Better Living Through Chemistry promises a hybrid movie that acknowledges the often unspoken link between the traditional film noir and the romantic comedy that traffics in the fantasy of what critic Nathan Rabin termed the “manic pixie dream girl.” Both sorts of films see women as an “other,” rather than as members of the human race, and offer a paranoid misogynist vision in which women solely control a man’s potential to realize his ambitions. In the noir, the man is usually eaten alive by a woman who stirs his basest instincts and desires, while in the rom-com the woman does the same thing to a generally socially positive effect. The commonality, of course, is that men are let off the hook for any responsibility they may have in their own affairs, as they’re schnooks waiting for a woman to save or ruin them. The male protagonist’s passivity is rewarded, or at least actively responded to, because we all know that the two things people have historically prized sexually are passivity and self-pity.

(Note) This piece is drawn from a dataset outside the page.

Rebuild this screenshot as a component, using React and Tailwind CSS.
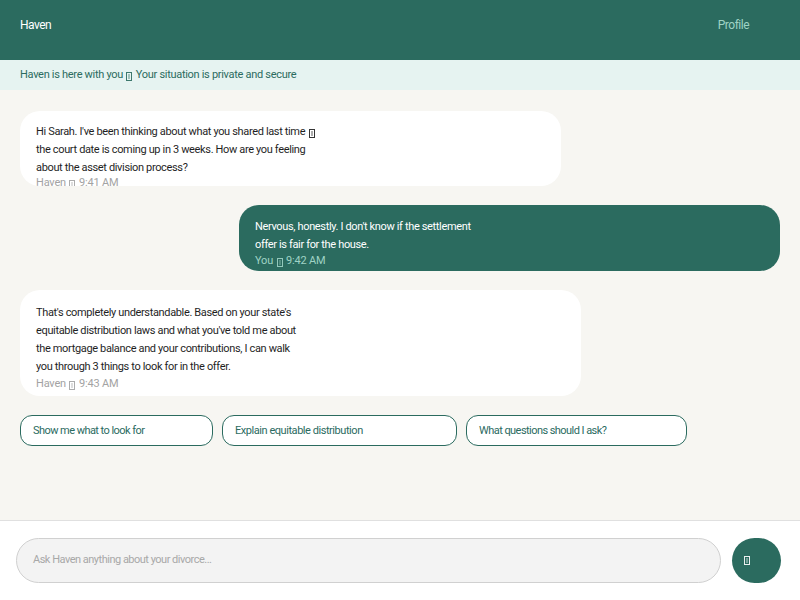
import React from "react";

function T() {
  return (
    <span className="inline-flex items-center justify-center align-[-1px] w-[6px] h-[9px] border border-current mx-[1px] opacity-90">
      <span className="block w-[2px] h-[5px] bg-current opacity-40" />
    </span>
  );
}

export default function App() {
  const font = { fontFamily: "Roboto, 'Liberation Sans', sans-serif" };
  return (
    <div className="w-[800px] h-[600px] flex flex-col bg-[#f7f6f2] overflow-hidden" style={font}>
      <header className="h-[60px] bg-[#2b6b5f] flex items-start justify-between pl-5 pr-[51px] pt-[17px] shrink-0">
        <span className="text-white text-[12px] leading-[16px] tracking-[-0.5px]">Haven</span>
        <span className="text-[#9fd3c5] text-[12px] leading-[16px] tracking-[-0.5px]">Profile</span>
      </header>
      <div className="h-[30px] bg-[#e6f3f1] flex items-center px-5 shrink-0">
        <span className="text-[#2b6b5f] text-[11px] tracking-[-0.3px]">Haven is here with you <T /> Your situation is private and secure</span>
      </div>
      <main className="flex-1 flex flex-col px-5 pt-[21px]">
        <div className="w-[541px] h-[75px] bg-white rounded-[20px] overflow-hidden px-4 pt-[12px]">
          <p className="w-[290px] text-[11px] leading-[18px] text-[#1f1f1f] tracking-[-0.35px]">
            Hi Sarah. I've been thinking about what you shared last time <T /> the court date is coming up in 3 weeks. How are you feeling about the asset division process?
          </p>
          <div className="text-[11px] leading-[12px] text-[#a3a3a3] tracking-[-0.2px]">Haven <T /> 9:41 AM</div>
        </div>
        <div className="self-end w-[541px] h-[66px] bg-[#2b6b5f] rounded-[20px] overflow-hidden px-4 pt-[13px] mt-[19px]">
          <p className="w-[225px] text-[11px] leading-[18px] text-white tracking-[-0.35px]">
            Nervous, honestly. I don't know if the settlement offer is fair for the house.
          </p>
          <div className="text-[11px] leading-[14px] text-[#9fd3c5] tracking-[-0.2px]">You <T /> 9:42 AM</div>
        </div>
        <div className="w-[561px] h-[106px] bg-white rounded-[20px] overflow-hidden px-4 pt-[14px] mt-[19px]">
          <p className="w-[270px] text-[11px] leading-[18px] text-[#1f1f1f] tracking-[-0.35px]">
            That's completely understandable. Based on your state's equitable distribution laws and what you've told me about the mortgage balance and your contributions, I can walk you through 3 things to look for in the offer.
          </p>
          <div className="text-[11px] leading-[14px] text-[#a3a3a3] tracking-[-0.2px] mt-[1px]">Haven <T /> 9:43 AM</div>
        </div>
        <div className="flex gap-[9px] mt-[19px]">
          <button className="w-[193px] h-[31px] border border-[#2b6b5f] rounded-[12px] bg-white text-left px-3 pt-[1px] text-[11px] text-[#2b6b5f] tracking-[-0.55px]">Show me what to look for</button>
          <button className="w-[235px] h-[31px] border border-[#2b6b5f] rounded-[12px] bg-white text-left px-3 pt-[1px] text-[11px] text-[#2b6b5f] tracking-[-0.45px]">Explain equitable distribution</button>
          <button className="w-[221px] h-[31px] border border-[#2b6b5f] rounded-[12px] bg-white text-left px-3 pt-[1px] text-[11px] text-[#2b6b5f] tracking-[-0.55px]">What questions should I ask?</button>
        </div>
      </main>
      <footer className="h-[80px] shrink-0 bg-white border-t border-[#e0e0e0] flex items-start pt-[17px] pl-4 pr-[19px] gap-[11px]">
        <div className="w-[705px] h-[45px] rounded-full bg-[#f3f3f3] border border-[#d0d0d0] flex items-center px-4">
          <span className="text-[11px] text-[#a8a8a8] tracking-[-0.5px]">Ask Haven anything about your divorce...</span>
        </div>
        <button className="w-[49px] h-[45px] rounded-full bg-[#2b6b5f] text-white text-[11px] text-left pl-[11px] flex items-center"><T /></button>
      </footer>
    </div>
  );
}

Better Living Through Chemistry has the doomsday plot of a noir and the wish-fulfilling tone of a romantic comedy, but writer-directors Geoff Moore and David Posamentier initially display a pivotal awareness of the irony of a white privileged hero who feels utterly powerless to people who’ve historically been at the mercy of white-male exploitation. Small-town pharmacist Douglas Varney (Sam Rockwell) is a typical noir or rom-com hero in that he’s got his head lodged firmly in his posterior. Douglas is so cowed over by his wife, Kara (Michelle Monaghan), and her intimidatingly influential father, Walter (Ken Howard), that he doesn’t see that he’s the only person to blame for his white-collar entrapment. Our manic pixie femme fatale is Elizabeth (Olivia Wilde), a trophy wife who’s bored and drunk enough to see a fixer-upper opportunity in Douglas.
The film initially pivots on a joke that’s familiar to movies such as Bad Santa and Role Models: that the hero inadvertently commits moral acts while at the mercy of deeply immoral impulses. Better Living Through Chemistry takes a while to find its footing, but it briefly comes alive when Douglas begins to get high on his own products, subsequently shedding his dorky outer layers and thereby affording Rockwell the opportunity to execute a series of characteristically sharp riffs on smart-aleck contemptuousness. Unfortunately, Moore and Posamentier infuriatingly fall back on the same home-is-where-the-heart-is homilies that cripple the last third of seemingly every mainstream American comedy, and just as they begin to realize the potential of Rockwell and Wilde’s complementing energies. A sexily chaotic parody of entitlement becomes just another tale of a white dude learning that there are worse things in life than essentially having no problems. No shit.